**PROBLEM DETAILS:**
Output the lines exactly, from the one where "Generate a component" appears through the one where "const [password, setPassword]" appears. Images are left out.

***** EXERCISE INPUTS

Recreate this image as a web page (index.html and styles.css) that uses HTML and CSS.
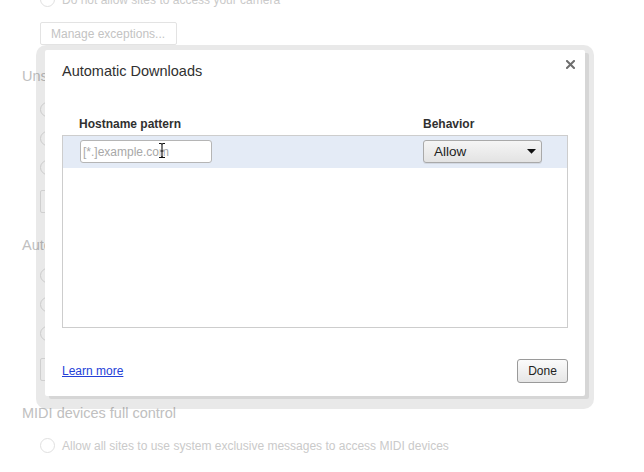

**********
***** EXERCISE INPUTS

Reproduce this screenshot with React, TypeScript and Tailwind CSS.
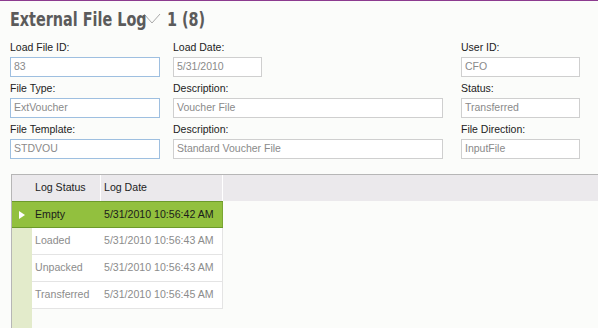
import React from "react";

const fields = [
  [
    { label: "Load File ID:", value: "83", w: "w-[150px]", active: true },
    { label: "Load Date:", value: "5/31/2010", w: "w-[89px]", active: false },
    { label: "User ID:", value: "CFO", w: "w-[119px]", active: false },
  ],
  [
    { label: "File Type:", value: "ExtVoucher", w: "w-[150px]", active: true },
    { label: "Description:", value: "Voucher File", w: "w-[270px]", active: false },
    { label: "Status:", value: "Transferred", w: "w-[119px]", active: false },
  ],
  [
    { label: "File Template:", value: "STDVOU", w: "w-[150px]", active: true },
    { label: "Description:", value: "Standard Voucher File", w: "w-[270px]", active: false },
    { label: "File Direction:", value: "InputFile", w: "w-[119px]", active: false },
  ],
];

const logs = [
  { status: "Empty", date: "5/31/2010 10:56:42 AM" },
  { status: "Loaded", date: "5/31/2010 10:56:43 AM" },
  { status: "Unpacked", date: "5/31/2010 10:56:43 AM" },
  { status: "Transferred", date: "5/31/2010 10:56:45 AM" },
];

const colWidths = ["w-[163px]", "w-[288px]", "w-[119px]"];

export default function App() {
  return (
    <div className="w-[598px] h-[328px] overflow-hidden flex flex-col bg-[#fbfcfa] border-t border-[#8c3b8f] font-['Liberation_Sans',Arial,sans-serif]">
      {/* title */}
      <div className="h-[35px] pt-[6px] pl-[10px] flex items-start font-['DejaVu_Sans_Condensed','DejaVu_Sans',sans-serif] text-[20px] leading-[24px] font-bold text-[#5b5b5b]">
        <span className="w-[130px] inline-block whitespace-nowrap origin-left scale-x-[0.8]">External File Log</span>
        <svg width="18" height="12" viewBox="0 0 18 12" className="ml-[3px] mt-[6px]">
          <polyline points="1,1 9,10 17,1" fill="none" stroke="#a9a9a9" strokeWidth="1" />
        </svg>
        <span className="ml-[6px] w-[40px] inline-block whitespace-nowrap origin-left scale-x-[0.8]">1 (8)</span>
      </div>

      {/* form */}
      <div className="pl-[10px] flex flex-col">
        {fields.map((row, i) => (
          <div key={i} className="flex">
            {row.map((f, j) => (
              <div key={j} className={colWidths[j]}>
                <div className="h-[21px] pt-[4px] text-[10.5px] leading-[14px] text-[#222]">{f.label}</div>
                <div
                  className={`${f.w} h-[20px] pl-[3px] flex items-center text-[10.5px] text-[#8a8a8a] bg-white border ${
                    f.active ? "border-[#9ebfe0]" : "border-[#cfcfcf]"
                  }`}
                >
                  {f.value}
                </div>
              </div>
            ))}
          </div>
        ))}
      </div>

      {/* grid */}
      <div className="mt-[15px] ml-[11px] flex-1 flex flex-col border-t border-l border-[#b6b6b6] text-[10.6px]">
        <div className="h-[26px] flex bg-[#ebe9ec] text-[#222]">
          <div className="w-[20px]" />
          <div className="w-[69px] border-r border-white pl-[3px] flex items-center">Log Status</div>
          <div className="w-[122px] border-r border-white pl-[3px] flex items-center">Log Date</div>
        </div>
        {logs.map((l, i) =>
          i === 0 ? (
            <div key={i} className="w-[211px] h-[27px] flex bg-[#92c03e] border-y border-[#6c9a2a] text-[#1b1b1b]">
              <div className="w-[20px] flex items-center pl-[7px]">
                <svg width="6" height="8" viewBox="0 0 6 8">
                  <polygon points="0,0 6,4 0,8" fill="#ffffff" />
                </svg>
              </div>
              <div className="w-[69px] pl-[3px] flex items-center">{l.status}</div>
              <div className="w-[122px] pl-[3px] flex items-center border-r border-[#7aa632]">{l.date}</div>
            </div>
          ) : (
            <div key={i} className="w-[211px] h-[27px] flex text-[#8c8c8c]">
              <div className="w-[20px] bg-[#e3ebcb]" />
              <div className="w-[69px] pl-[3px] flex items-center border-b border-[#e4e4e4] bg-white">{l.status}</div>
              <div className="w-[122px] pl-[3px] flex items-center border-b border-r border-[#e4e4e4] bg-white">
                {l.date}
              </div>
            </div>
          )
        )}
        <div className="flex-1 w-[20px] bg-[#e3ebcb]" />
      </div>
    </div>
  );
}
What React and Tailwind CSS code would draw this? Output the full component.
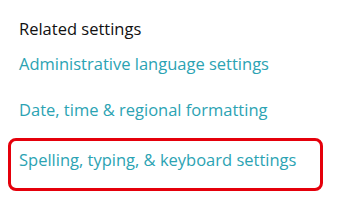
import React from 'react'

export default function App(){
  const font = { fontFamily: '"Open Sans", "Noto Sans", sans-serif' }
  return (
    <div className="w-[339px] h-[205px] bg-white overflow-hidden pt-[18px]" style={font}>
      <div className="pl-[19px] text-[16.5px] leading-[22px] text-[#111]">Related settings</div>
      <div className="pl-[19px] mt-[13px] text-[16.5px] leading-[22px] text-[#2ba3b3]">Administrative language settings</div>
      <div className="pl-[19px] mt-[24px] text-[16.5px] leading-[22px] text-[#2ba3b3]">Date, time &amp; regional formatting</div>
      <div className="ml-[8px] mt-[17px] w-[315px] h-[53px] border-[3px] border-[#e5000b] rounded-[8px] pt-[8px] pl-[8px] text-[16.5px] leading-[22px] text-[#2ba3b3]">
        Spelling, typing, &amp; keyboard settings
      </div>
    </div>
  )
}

**********
***** EXERCISE INPUTS

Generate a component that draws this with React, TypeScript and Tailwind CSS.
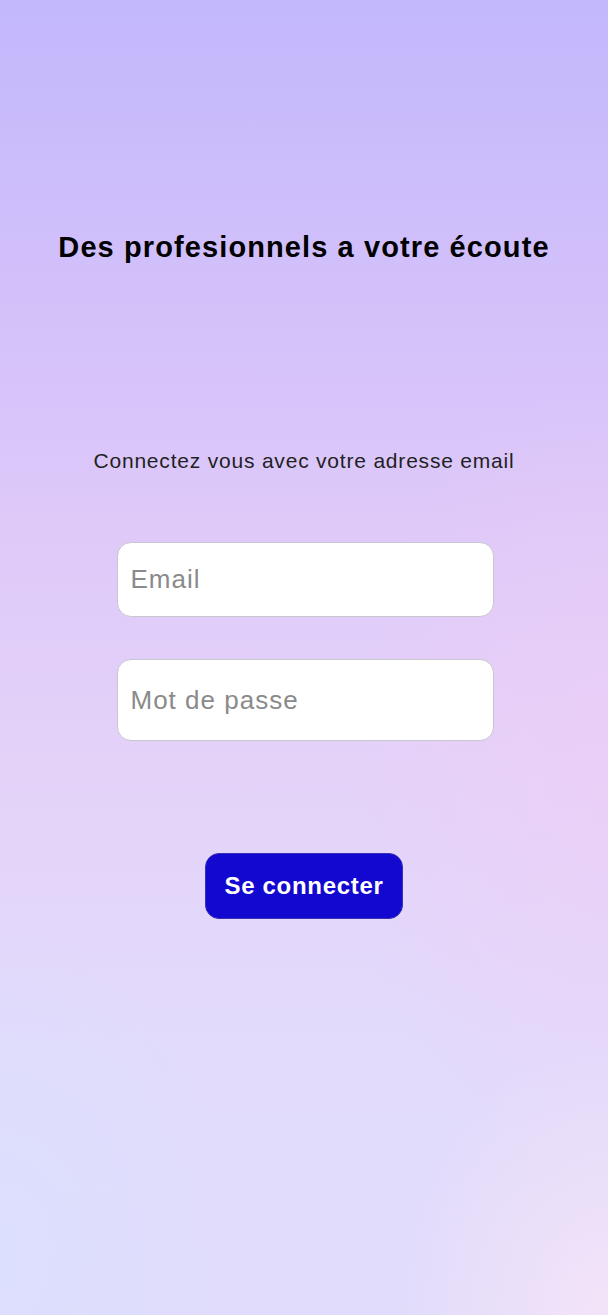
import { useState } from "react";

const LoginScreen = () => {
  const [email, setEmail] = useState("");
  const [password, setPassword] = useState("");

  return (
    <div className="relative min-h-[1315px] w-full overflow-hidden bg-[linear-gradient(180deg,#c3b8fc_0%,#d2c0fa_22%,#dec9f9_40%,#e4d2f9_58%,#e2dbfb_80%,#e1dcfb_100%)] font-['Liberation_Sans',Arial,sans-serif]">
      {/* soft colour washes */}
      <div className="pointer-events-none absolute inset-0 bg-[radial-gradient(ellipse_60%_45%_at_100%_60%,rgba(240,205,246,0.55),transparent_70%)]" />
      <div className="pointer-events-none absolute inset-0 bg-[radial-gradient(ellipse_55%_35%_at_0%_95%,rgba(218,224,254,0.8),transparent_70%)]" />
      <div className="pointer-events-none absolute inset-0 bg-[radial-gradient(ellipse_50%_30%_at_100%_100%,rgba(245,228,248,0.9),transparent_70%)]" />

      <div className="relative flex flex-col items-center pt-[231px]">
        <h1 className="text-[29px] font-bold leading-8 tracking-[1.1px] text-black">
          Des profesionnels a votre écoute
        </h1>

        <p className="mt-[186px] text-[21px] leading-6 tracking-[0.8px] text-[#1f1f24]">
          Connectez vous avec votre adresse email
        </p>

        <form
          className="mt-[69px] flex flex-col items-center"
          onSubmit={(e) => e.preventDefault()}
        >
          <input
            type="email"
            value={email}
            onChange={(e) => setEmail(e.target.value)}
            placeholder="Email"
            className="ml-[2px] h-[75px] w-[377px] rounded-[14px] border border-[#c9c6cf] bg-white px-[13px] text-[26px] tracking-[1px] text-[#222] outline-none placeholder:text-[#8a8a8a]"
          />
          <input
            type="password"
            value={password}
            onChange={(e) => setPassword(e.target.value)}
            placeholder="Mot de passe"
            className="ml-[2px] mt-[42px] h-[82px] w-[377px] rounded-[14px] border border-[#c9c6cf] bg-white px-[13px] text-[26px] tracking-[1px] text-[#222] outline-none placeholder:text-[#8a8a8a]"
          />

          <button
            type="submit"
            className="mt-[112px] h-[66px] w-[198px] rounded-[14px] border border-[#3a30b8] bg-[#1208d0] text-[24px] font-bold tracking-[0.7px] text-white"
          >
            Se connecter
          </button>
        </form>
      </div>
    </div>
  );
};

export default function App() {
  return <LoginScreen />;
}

**********

**SOLUTION:**
Generate a component that draws this with React, TypeScript and Tailwind CSS.
import { useState } from "react";

const LoginScreen = () => {
  const [email, setEmail] = useState("");
  const [password, setPassword] = useState("");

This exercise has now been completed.